-- begin Material --
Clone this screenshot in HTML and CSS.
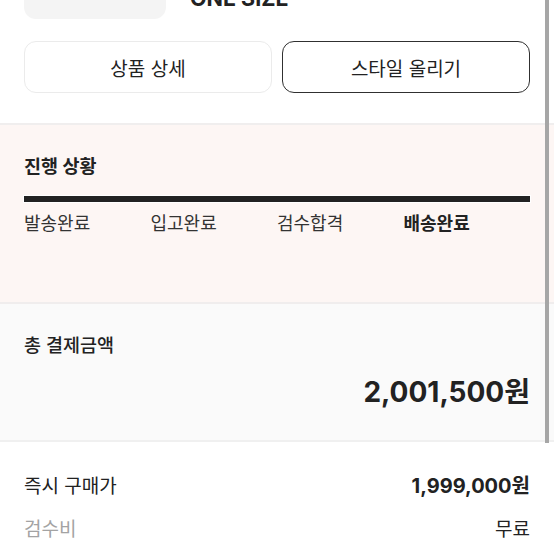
FILE: index.html
```html
<!DOCTYPE html>
<html>

<head>
    <link rel="stylesheet" href="styles.css">
</head>

<body>

    <div class="page">
        <div class="scroll-thumb"></div>

        <div class="product">
            <div class="product-thumb"></div>
            <div class="product-size">ONE SIZE</div>
        </div>

        <div class="actions">
            <a href="#" class="btn">상품 상세</a>
            <a href="#" class="btn btn-dark">스타일 올리기</a>
        </div>

        <section class="progress">
            <h2 class="section-title">진행 상황</h2>
            <div class="progress-bar"></div>
            <ul class="steps">
                <li class="step">발송완료</li>
                <li class="step">입고완료</li>
                <li class="step">검수합격</li>
                <li class="step step-current">배송완료</li>
            </ul>
        </section>

        <section class="total">
            <h2 class="total-title">총 결제금액</h2>
            <div class="total-price">2,001,500원</div>
        </section>

        <section class="detail">
            <div class="detail-row">
                <span class="detail-label">즉시 구매가</span>
                <span class="detail-value detail-strong">1,999,000원</span>
            </div>
            <div class="detail-row">
                <span class="detail-label detail-muted">검수비</span>
                <span class="detail-value">무료</span>
            </div>
        </section>
    </div>

</body>

</html>
```

FILE: styles.css
```css
body {
    margin: 0;
    background: #fff;
    font-family: Inter, "Noto Sans CJK KR", sans-serif;
    color: #222;
}

.page {
    position: relative;
    width: 554px;
    overflow: hidden;
}

/* 오른쪽 스크롤 막대 */
.scroll-thumb {
    position: absolute;
    top: 0;
    left: 545px;
    width: 4px;
    height: 443px;
    background: #a6a6a6;
}

/* 상품 */
.product {
    height: 19px;
    padding: 0 24px;
    display: flex;
    align-items: flex-end;
    gap: 24px;
    overflow: hidden;
}

.product-thumb {
    flex: none;
    width: 142px;
    height: 80px;
    background: #f4f4f4;
    border-radius: 12px;
}

.product-size {
    font-size: 21.5px;
    font-weight: 700;
    line-height: 20px;
    padding-bottom: 11px;
}

/* 버튼 */
.actions {
    display: flex;
    gap: 10px;
    padding: 22px 24px 30px;
}

.btn {
    flex: 1;
    height: 52px;
    box-sizing: border-box;
    display: flex;
    align-items: center;
    justify-content: center;
    border: 1px solid #ebebeb;
    border-radius: 12px;
    color: #222;
    font-size: 19px;
    text-decoration: none;
}

.btn-dark {
    border: 1.5px solid #303030;
}

/* 진행 상황 */
.progress {
    background: #fdf6f4;
    border-top: 2px solid #f0eeee;
    padding: 29px 24px 0;
    height: 179px;
    box-sizing: border-box;
}

.section-title {
    margin: 0;
    font-size: 18.5px;
    font-weight: 700;
    line-height: 24px;
}

.progress-bar {
    margin-top: 18px;
    height: 6px;
    background: #222;
    box-shadow: 0 0 0 1px #fff;
}

.steps {
    list-style: none;
    margin: 10px 0 0;
    padding: 0;
    display: grid;
    grid-template-columns: repeat(4, 1fr);
}

.step {
    font-size: 18px;
    line-height: 24px;
    color: #333;
}

.step-current {
    font-weight: 700;
    color: #222;
}

/* 총 결제금액 */
.total {
    background: #fafafa;
    border-top: 2px solid #f0eded;
    border-bottom: 2px solid #f0f0f0;
    padding: 29px 24px 0;
    height: 140px;
    box-sizing: border-box;
}

.total-title {
    margin: 0;
    font-size: 18.5px;
    font-weight: 500;
    line-height: 24px;
}

.total-price {
    margin-top: 17px;
    text-align: right;
    font-size: 28px;
    font-weight: 700;
    line-height: 36px;
}

/* 결제 상세 */
.detail {
    padding: 29px 24px 0;
}

.detail-row {
    display: flex;
    justify-content: space-between;
    align-items: center;
    height: 26px;
    margin-bottom: 17px;
    font-size: 19px;
}

.detail-muted {
    color: #a3a3a3;
}

.detail-strong {
    font-weight: 700;
    font-size: 20px;
}
```
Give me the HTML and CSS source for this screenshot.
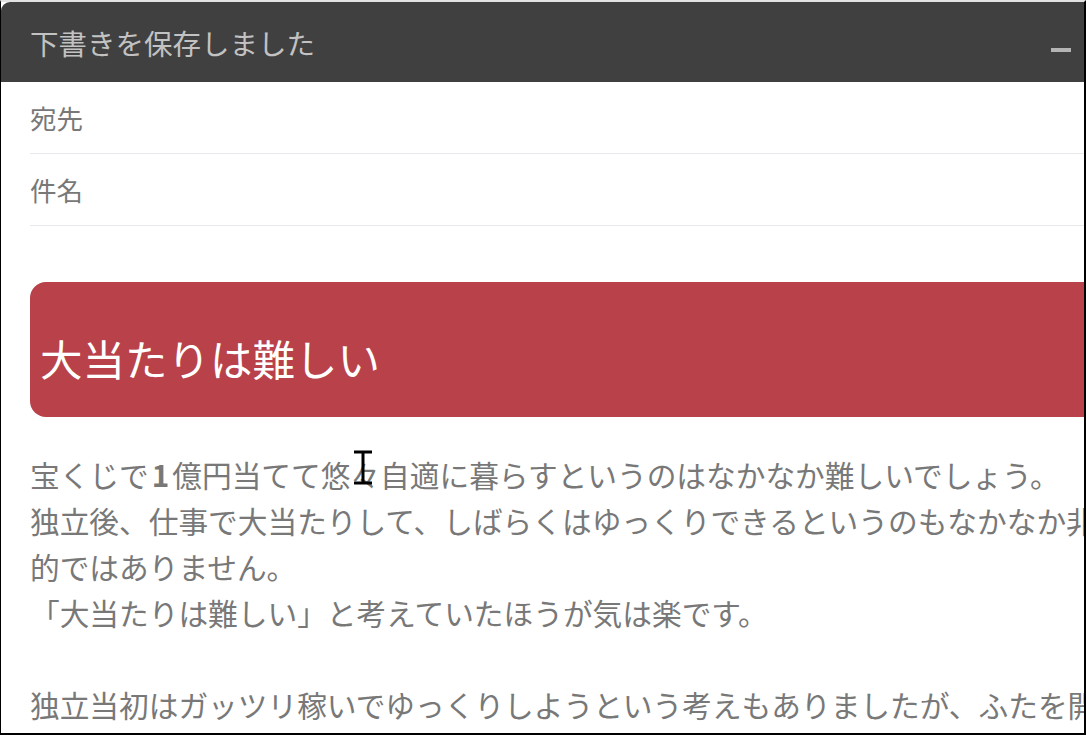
-- end Material --
§ What you are asked to do:
The pictures in the entries should be left out; output everything else exactly.

§ Task response:
Clone this screenshot in HTML and CSS.
FILE: index.html
```html
<!DOCTYPE html>
<html>

<head>
    <link rel="stylesheet" href="styles.css">
</head>

<body>

    <div class="page">
        <div class="scroll-thumb"></div>

        <div class="product">
            <div class="product-thumb"></div>
            <div class="product-size">ONE SIZE</div>
        </div>

        <div class="actions">
            <a href="#" class="btn">상품 상세</a>
            <a href="#" class="btn btn-dark">스타일 올리기</a>
        </div>

        <section class="progress">
            <h2 class="section-title">진행 상황</h2>
            <div class="progress-bar"></div>
            <ul class="steps">
                <li class="step">발송완료</li>
                <li class="step">입고완료</li>
                <li class="step">검수합격</li>
                <li class="step step-current">배송완료</li>
            </ul>
        </section>

        <section class="total">
            <h2 class="total-title">총 결제금액</h2>
            <div class="total-price">2,001,500원</div>
        </section>

        <section class="detail">
            <div class="detail-row">
                <span class="detail-label">즉시 구매가</span>
                <span class="detail-value detail-strong">1,999,000원</span>
            </div>
            <div class="detail-row">
                <span class="detail-label detail-muted">검수비</span>
                <span class="detail-value">무료</span>
            </div>
        </section>
    </div>

</body>

</html>
```

FILE: styles.css
```css
body {
    margin: 0;
    background: #fff;
    font-family: Inter, "Noto Sans CJK KR", sans-serif;
    color: #222;
}

.page {
    position: relative;
    width: 554px;
    overflow: hidden;
}

/* 오른쪽 스크롤 막대 */
.scroll-thumb {
    position: absolute;
    top: 0;
    left: 545px;
    width: 4px;
    height: 443px;
    background: #a6a6a6;
}

/* 상품 */
.product {
    height: 19px;
    padding: 0 24px;
    display: flex;
    align-items: flex-end;
    gap: 24px;
    overflow: hidden;
}

.product-thumb {
    flex: none;
    width: 142px;
    height: 80px;
    background: #f4f4f4;
    border-radius: 12px;
}

.product-size {
    font-size: 21.5px;
    font-weight: 700;
    line-height: 20px;
    padding-bottom: 11px;
}

/* 버튼 */
.actions {
    display: flex;
    gap: 10px;
    padding: 22px 24px 30px;
}

.btn {
    flex: 1;
    height: 52px;
    box-sizing: border-box;
    display: flex;
    align-items: center;
    justify-content: center;
    border: 1px solid #ebebeb;
    border-radius: 12px;
    color: #222;
    font-size: 19px;
    text-decoration: none;
}

.btn-dark {
    border: 1.5px solid #303030;
}

/* 진행 상황 */
.progress {
    background: #fdf6f4;
    border-top: 2px solid #f0eeee;
    padding: 29px 24px 0;
    height: 179px;
    box-sizing: border-box;
}

.section-title {
    margin: 0;
    font-size: 18.5px;
    font-weight: 700;
    line-height: 24px;
}

.progress-bar {
    margin-top: 18px;
    height: 6px;
    background: #222;
    box-shadow: 0 0 0 1px #fff;
}

.steps {
    list-style: none;
    margin: 10px 0 0;
    padding: 0;
    display: grid;
    grid-template-columns: repeat(4, 1fr);
}

.step {
    font-size: 18px;
    line-height: 24px;
    color: #333;
}

.step-current {
    font-weight: 700;
    color: #222;
}

/* 총 결제금액 */
.total {
    background: #fafafa;
    border-top: 2px solid #f0eded;
    border-bottom: 2px solid #f0f0f0;
    padding: 29px 24px 0;
    height: 140px;
    box-sizing: border-box;
}

.total-title {
    margin: 0;
    font-size: 18.5px;
    font-weight: 500;
    line-height: 24px;
}

.total-price {
    margin-top: 17px;
    text-align: right;
    font-size: 28px;
    font-weight: 700;
    line-height: 36px;
}

/* 결제 상세 */
.detail {
    padding: 29px 24px 0;
}

.detail-row {
    display: flex;
    justify-content: space-between;
    align-items: center;
    height: 26px;
    margin-bottom: 17px;
    font-size: 19px;
}

.detail-muted {
    color: #a3a3a3;
}

.detail-strong {
    font-weight: 700;
    font-size: 20px;
}
```
Give me the HTML and CSS source for this screenshot.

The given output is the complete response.